Le 26 a lieu le meeting du stade Charléty. La CGT y est accusée de trahison…
Cela me laisse un souvenir amer. Je n’accepte pas que l’on ait pu nous accuser d’avoir trahi la classe ouvrière. Ce n’est pas juste. Je ne pense pas avoir mérité ça.
A Charléty, il a été reproché aux syndicats et aux partis de gauche de ne pas avoir osé prendre le pouvoir…

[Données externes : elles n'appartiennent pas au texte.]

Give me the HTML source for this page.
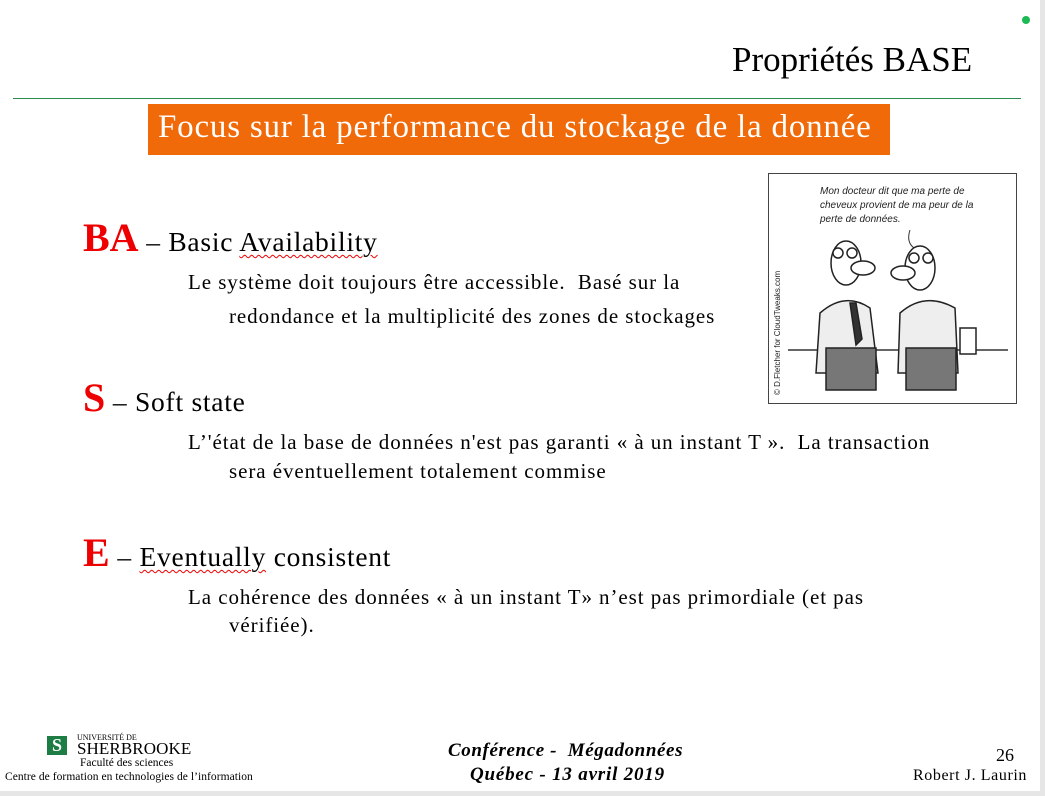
<!DOCTYPE html>
<html><head><meta charset="utf-8"><style>
body{margin:0;width:1045px;height:796px;background:#fff;position:relative;overflow:hidden;font-family:"Liberation Serif",serif;color:#000}
.a{position:absolute;white-space:nowrap}
.red{color:#e00;font-weight:bold;font-size:40px;letter-spacing:0}
.sq{text-decoration:underline wavy #e00;text-decoration-thickness:1px;text-underline-offset:3px}
.b{font-size:21px;letter-spacing:0.93px}
.h{font-size:27.5px;letter-spacing:0.75px}
</style></head><body>
<div class="a" style="left:1040px;top:0;width:5px;height:796px;background:#e6e6e6"></div>
<div class="a" style="left:0;top:791px;width:1045px;height:5px;background:#e6e6e6"></div>
<div class="a" style="left:1022px;top:16px;width:8px;height:8px;border-radius:50%;background:#1db954"></div>
<div class="a" style="left:732px;top:40px;font-size:35px;">Propriétés BASE</div>
<div class="a" style="left:13px;top:98px;width:1008px;height:1px;background:#2a8a50"></div>
<div class="a" style="left:148px;top:104px;width:742px;height:51px;background:#f06a0a"></div>
<div class="a" style="left:158px;top:109px;font-size:33px;letter-spacing:0.8px;color:#fff">Focus sur la performance du stockage de la donnée</div>

<div class="a h" style="left:83px;top:214px"><span class="red">BA</span> – Basic <span class="sq">Availability</span></div>
<div class="a b" style="left:188px;top:270px">Le système doit toujours être accessible.&nbsp; Basé sur la</div>
<div class="a b" style="left:229px;top:304px">redondance et la multiplicité des zones de stockages</div>

<div class="a h" style="left:83px;top:374px"><span class="red">S</span> – Soft state</div>
<div class="a b" style="left:188px;top:430px">L’'état de la base de données n'est pas garanti « à un instant T ».&nbsp; La transaction</div>
<div class="a b" style="left:229px;top:459px">sera éventuellement totalement commise</div>

<div class="a h" style="left:83px;top:529px"><span class="red">E</span> – <span class="sq">Eventually</span> consistent</div>
<div class="a b" style="left:188px;top:585px">La cohérence des données « à un instant T» n’est pas primordiale (et pas</div>
<div class="a b" style="left:229px;top:613px">vérifiée).</div>

<svg class="a" style="left:768px;top:173px" width="249" height="231" viewBox="0 0 249 231">
<rect x="0.5" y="0.5" width="248" height="230" fill="#fff" stroke="#444"/>
<text x="52" y="21" font-family="Liberation Sans,sans-serif" font-style="italic" font-size="10" fill="#222">Mon docteur dit que ma perte de</text>
<text x="52" y="35" font-family="Liberation Sans,sans-serif" font-style="italic" font-size="10" fill="#222">cheveux provient de ma peur de la</text>
<text x="52" y="49" font-family="Liberation Sans,sans-serif" font-style="italic" font-size="10" fill="#222">perte de données.</text>
<path d="M142 57 q-4 12 4 18" stroke="#333" fill="none"/>
<line x1="20" y1="177" x2="240" y2="177" stroke="#333" stroke-width="1.5"/>
<g stroke="#222" stroke-width="1.5">
<ellipse cx="78" cy="90" rx="15" ry="22" fill="#fff"/>
<ellipse cx="95" cy="95" rx="12" ry="7" fill="#fff"/>
<circle cx="70" cy="80" r="5" fill="#fff"/><circle cx="84" cy="80" r="5" fill="#fff"/>
<path d="M52 140 q25-22 50 -5 l8 65 h-62 z" fill="#eee"/>
<rect x="58" y="175" width="50" height="42" fill="#777"/>
<path d="M82 130 l6 42 l6-6 l-6-36z" fill="#333"/>
<ellipse cx="152" cy="95" rx="15" ry="22" fill="#fff"/>
<ellipse cx="135" cy="100" rx="12" ry="7" fill="#fff"/>
<circle cx="146" cy="85" r="5" fill="#fff"/><circle cx="160" cy="85" r="5" fill="#fff"/>
<path d="M132 140 q25-22 55 -5 l3 65 h-60 z" fill="#eee"/>
<rect x="138" y="175" width="50" height="42" fill="#777"/>
<rect x="192" y="155" width="16" height="26" fill="#fff"/>
</g>
<text transform="translate(12,222) rotate(-90)" font-family="Liberation Sans,sans-serif" font-size="8" fill="#222">© D.Fletcher for CloudTweaks.com</text>
</svg>

<div class="a" style="left:47px;top:736px;width:20px;height:19px;background:#1e7d45;color:#fff;font-size:18px;font-weight:bold;text-align:center;line-height:19px">S</div>
<div class="a" style="left:77px;top:733px;font-size:8px">UNIVERSITÉ DE</div>
<div class="a" style="left:77px;top:739px;font-size:17px;letter-spacing:0.1px">SHERBROOKE</div>
<div class="a" style="left:80px;top:757px;font-size:11.5px">Faculté des sciences</div>
<div class="a" style="left:5px;top:771px;font-size:11.5px;letter-spacing:0.05px">Centre de formation en technologies de l’information</div>
<div class="a" style="left:448px;top:740px;font-size:19px;letter-spacing:0.6px;font-weight:bold;font-style:italic">Conférence -&nbsp; Mégadonnées</div>
<div class="a" style="left:470px;top:764px;font-size:19px;letter-spacing:0.8px;font-weight:bold;font-style:italic">Québec - 13 avril 2019</div>
<div class="a" style="left:996px;top:745px;font-size:18px">26</div>
<div class="a" style="left:913px;top:767px;font-size:16px;letter-spacing:0.6px">Robert J. Laurin</div>
</body></html>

On m’a récemment posé cette question : «Avez-vous songé en mai 1968 à prendre le pouvoir ?» Quarante ans plus tard, je peux enfin répondre : oui, j’y ai songé. Mais il y avait un problème immédiat à résoudre : 8 millions de grévistes attendaient que l’on donne satisfaction à leurs revendications, les salaires, les 40 heures, sans oublier les questions de société. Admettons que nous ayons réussi, ils nous fallait ensuite des alliés pour prendre le pouvoir. La CGT seule ne pouvait y parvenir. Les autres syndicats n’étaient pas prêts à nous suivre sur ce terrain, les socialistes et la FGDS encore moins. Quant au Parti communiste, ce n’était pas forcément un bon allié puisqu’il nous considérait, paraît-il, comme une courroie de transmission. Admettons qu’on y soit arrivé. Il fallait ensuite que la police et l’armée n’intervienne pas pour nous empêcher de prendre le pouvoir. Restait enfin le plus important : comme nous sommes des démocrates, il fallait organiser des élections et les gagner. Pour quel résultat ? Benoît Frachon à l’Elysée et Georges Séguy à Matignon ? Et là, on s’est rendu compte que ce n’était tout simplement pas possible. Alors on s’est dit qu’il valait mieux aller négocier les accords de Grenelle…
(1) La CGT en revendique aujourd’hui 750 000.